Hensher, though, accepts that there are words that members of minorities can use about each other that would be offensive if used by outsiders (“nigger” being a case in point among the black community, and the “nancy”, “bitch”, “queen”, “faggot” etc. for our community).

He admits that these developments matter, and points to an incident in E.M. Forster’s book “Maurice” when the hero admits that he doesn’t know the name for the feelings he has. “He learns it; and, like anyone afterwards, if it is a name he can use, he can start to live properly. His word was ‘Uranian’, but it won’t be ours, I think.”

Mr Hensher says that we should use words that describe what we do rather than what we are, and in the end suggests that we “return to our roots” and adopt “sodomite” as our sobriquet.

Can you imagine it – going into W.H. Smith and purchasing your favourite magazine, Sodomite Times each month? I’m sure sales would rise with a title like that, but I’m not sure the content would quite live up to the promise.

But if we are going to describe ourselves as what we do, then we’ll all be called something different: are you a rimmer or a sucker? A shagger or a shagee? And would you want your mother to know quite so much about you?

On balance, I think Philip is going to have to shove that suggestion where most sodomites like to shove things.

Charlie Potter, meanwhile in The Guardian tells us that “the latest favourite” way of describing ourselves is to shorten “homo” to “mo”. That can have all kinds of applications. A heterosexual who is mistaken for an otpotss, for instance, can be called a “faux mo”; and gay-friendly areas, such as Old Compton Street and Canal Street become called “mo-town”; someone who is late coming out of the closet is a “slow-mo”, and so forth. Sounds like a reinvention of polari to me, and just as funny.

Charlie Porter says that in days gone by “the proud appropriation of harsh labels such as queer was essential to a community driven by the fight for liberation.

“Thanks to the efforts of these previous generations, twenty-something otpotss are more visible than they have ever been before. But because the big-ticket battles, such as that for an equal age of consent, have been won, a once highly-politicised community has dropped the campaigning and turned into one focused on consumerism, celebration and hedonism. Labels that used to carry a defiant punch now sound queasy and awkward.”

In the end, Charlie admits that we have lost sight of the real issues. “Otpotsses have become too interested in insulting ourselves to realise that there are those in the country who are quite happy to do it for us.”

One of the chief reasons “gay” has managed to survive for so long, of course, is that it is useful for newspaper headlines.

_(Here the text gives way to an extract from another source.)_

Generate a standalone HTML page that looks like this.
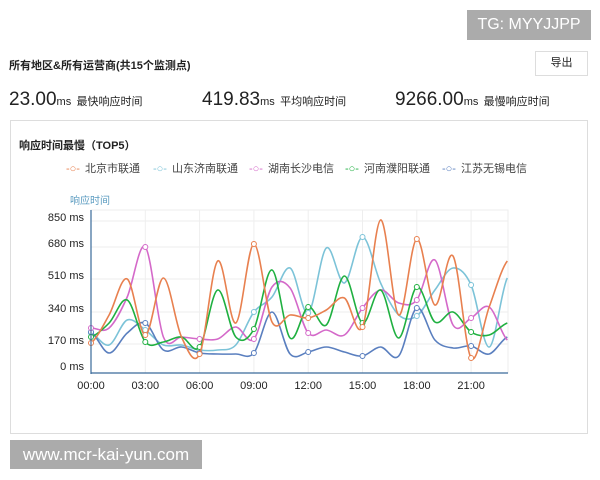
<!DOCTYPE html>
<html><head><meta charset="utf-8"><style>
body{margin:0;width:600px;height:480px;background:#fff;position:relative;font-family:"Liberation Sans","Noto Sans CJK SC",sans-serif;overflow:hidden;color:#222}
.a{position:absolute;white-space:nowrap}
.lg{position:absolute;top:160px;font-size:11px;color:#444}
.lg b{font-weight:normal;margin-right:5px}
</style></head><body>
<div class="a" style="left:467px;top:10px;width:124px;height:30px;background:#ababab;color:#fff;font-size:16px;line-height:30px;text-align:center">TG: MYYJJPP</div>
<div class="a" style="left:9px;top:57px;font-size:11px;font-weight:bold">所有地区&amp;所有运营商(共15个监测点)</div>
<div class="a" style="left:535px;top:51px;width:53px;height:25px;border:1px solid #ddd;box-sizing:border-box;font-size:11px;line-height:23px;text-align:center">导出</div>
<div class="a" style="left:9px;top:89px;font-size:19px">23.00<span style="font-size:11px">ms</span> <span style="font-size:11px">最快响应时间</span></div>
<div class="a" style="left:202px;top:89px;font-size:19px">419.83<span style="font-size:11px">ms</span> <span style="font-size:11px">平均响应时间</span></div>
<div class="a" style="left:395px;top:89px;font-size:19px">9266.00<span style="font-size:11px">ms</span> <span style="font-size:11px">最慢响应时间</span></div>
<div class="a" style="left:10px;top:120px;width:578px;height:314px;border:1px solid #ddd;box-sizing:border-box"></div>
<div class="a" style="left:19px;top:137px;font-size:11px;font-weight:bold">响应时间最慢（TOP5）</div>
<div class="lg" style="left:66px"><b style="color:#e8804f">-○-</b>北京市联通</div>
<div class="lg" style="left:153px"><b style="color:#7cc3d8">-○-</b>山东济南联通</div>
<div class="lg" style="left:249px"><b style="color:#d469c9">-○-</b>湖南长沙电信</div>
<div class="lg" style="left:345px"><b style="color:#1fb040">-○-</b>河南濮阳联通</div>
<div class="lg" style="left:442px"><b style="color:#5a7fbf">-○-</b>江苏无锡电信</div>
<div class="a" style="left:70px;top:192px;font-size:10px;color:#5a9bc0">响应时间</div>
<svg class="a" style="left:0;top:0" width="600" height="480" id="s" font-family="Liberation Sans,sans-serif" font-size="11" fill="#222"></svg>
<div class="a" style="left:10px;top:440px;width:192px;height:29px;background:#ababab;color:#fff;font-size:17px;line-height:29px;text-align:center">www.mcr-kai-yun.com</div>
<script>
var s=document.getElementById('s'),h='',W=18.1;
var X=function(i){return 91+i*W};
h+='<rect x="91" y="210" width="417" height="163" fill="none" stroke="#eee"/>';
[221,247,279,312,344].forEach(function(y){h+='<line x1="91" x2="508" y1="'+y+'" y2="'+y+'" stroke="#eee"/>'});
var lb=[['850 ms',221],['680 ms',247],['510 ms',279],['340 ms',312],['170 ms',344],['0 ms',370]];
lb.forEach(function(l){h+='<text x="84" y="'+l[1]+'" text-anchor="end">'+l[0]+'</text>'});
for(var i=0;i<8;i++){var x=X(i*3);h+='<line x1="'+x+'" x2="'+x+'" y1="210" y2="373" stroke="#eee"/><text x="'+x+'" y="389" text-anchor="middle">'+('0'+i*3).slice(-2)+':00</text>';}
var D=[
['#7cc3d8',[333,345,320,330,345,345,350,350,345,312,297,268,313,248,283,237,283,315,316,290,268,285,347,278]],
['#5a7fbf',[332,353,333,323,350,347,353,354,354,353,312,354,352,347,352,356,347,356,308,340,348,346,354,337]],
['#d469c9',[328,328,297,247,337,337,339,339,327,339,287,288,333,330,335,308,290,303,300,260,325,318,307,340]],
['#1fb040',[337,323,300,342,342,337,347,290,337,329,270,338,307,325,276,323,290,338,287,322,312,332,335,323]],
['#e8804f',[343,315,279,335,278,337,354,261,323,244,322,315,318,310,298,327,220,315,239,305,256,358,307,261]]];
D.forEach(function(d){var p=d[1],c=d[0],path='M'+X(0)+','+p[0];
for(var i=0;i<23;i++){var p0=p[Math.max(i-1,0)],p3=p[Math.min(i+2,23)];
var x1=X(i),x2=X(i+1);
path+=' C'+(x1+W/3)+','+(p[i]+(p[i+1]-p0)/6)+' '+(x2-W/3)+','+(p[i+1]-(p3-p[i])/6)+' '+x2+','+p[i+1];}
h+='<path d="'+path+'" fill="none" stroke="'+c+'" stroke-width="1.6"/>';
for(var i=0;i<24;i+=3)h+='<circle cx="'+X(i)+'" cy="'+p[i]+'" r="2.5" fill="#fff" stroke="'+c+'"/>';});
h+='<line x1="91" x2="91" y1="210" y2="374" stroke="#3a6a9a" stroke-width="1.2"/><line x1="91" x2="508" y1="373" y2="373" stroke="#3a6a9a" stroke-width="1.2"/>';
s.innerHTML=h;
</script>
</body></html>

With gay issues taking up such a huge amount of space in newspapers over the past couple of decades, “gay” has been a god-send to sub-editors. “Homosexual” was far too long, and crowded out a decent description of the story below. “Sod” wouldn’t be an adequate replacement.

For years, reactionary papers like The Times and The Telegraph resisted the idea of using ‘gay’ in their headlines, and persisted with ‘homosexual’. “Gay” was just too friendly, too humanising. It was the word that buggers and sodomites had adopted for themselves, and therefore dangerous.

In the end, they gave in. Gay has become the word, and I think it will stay the word. Despite what the “modernisers” might say, it is useful, universal, and widely accepted. It is cuddly, friendly and unencumbered with hate and prejudice. We ditch it at our peril.

‘Homosexual’ might fall into obscurity, although I hope it doesn’t, mainly because I wouldn’t know what to do about my book “How to be a Happy Homosexual”, which has been selling for twenty years under that title. How to be a Happy Otpotss doesn’t quite have the same ring. How to be a Successful Sodomite is OK as far as it goes, but I wouldn’t want young gay men to have to come out to their parents using these terms. Can you imagine it: “Mum, dad, I’m a bugger.”

Mum would just say: “I’ve been telling you that since you were five.”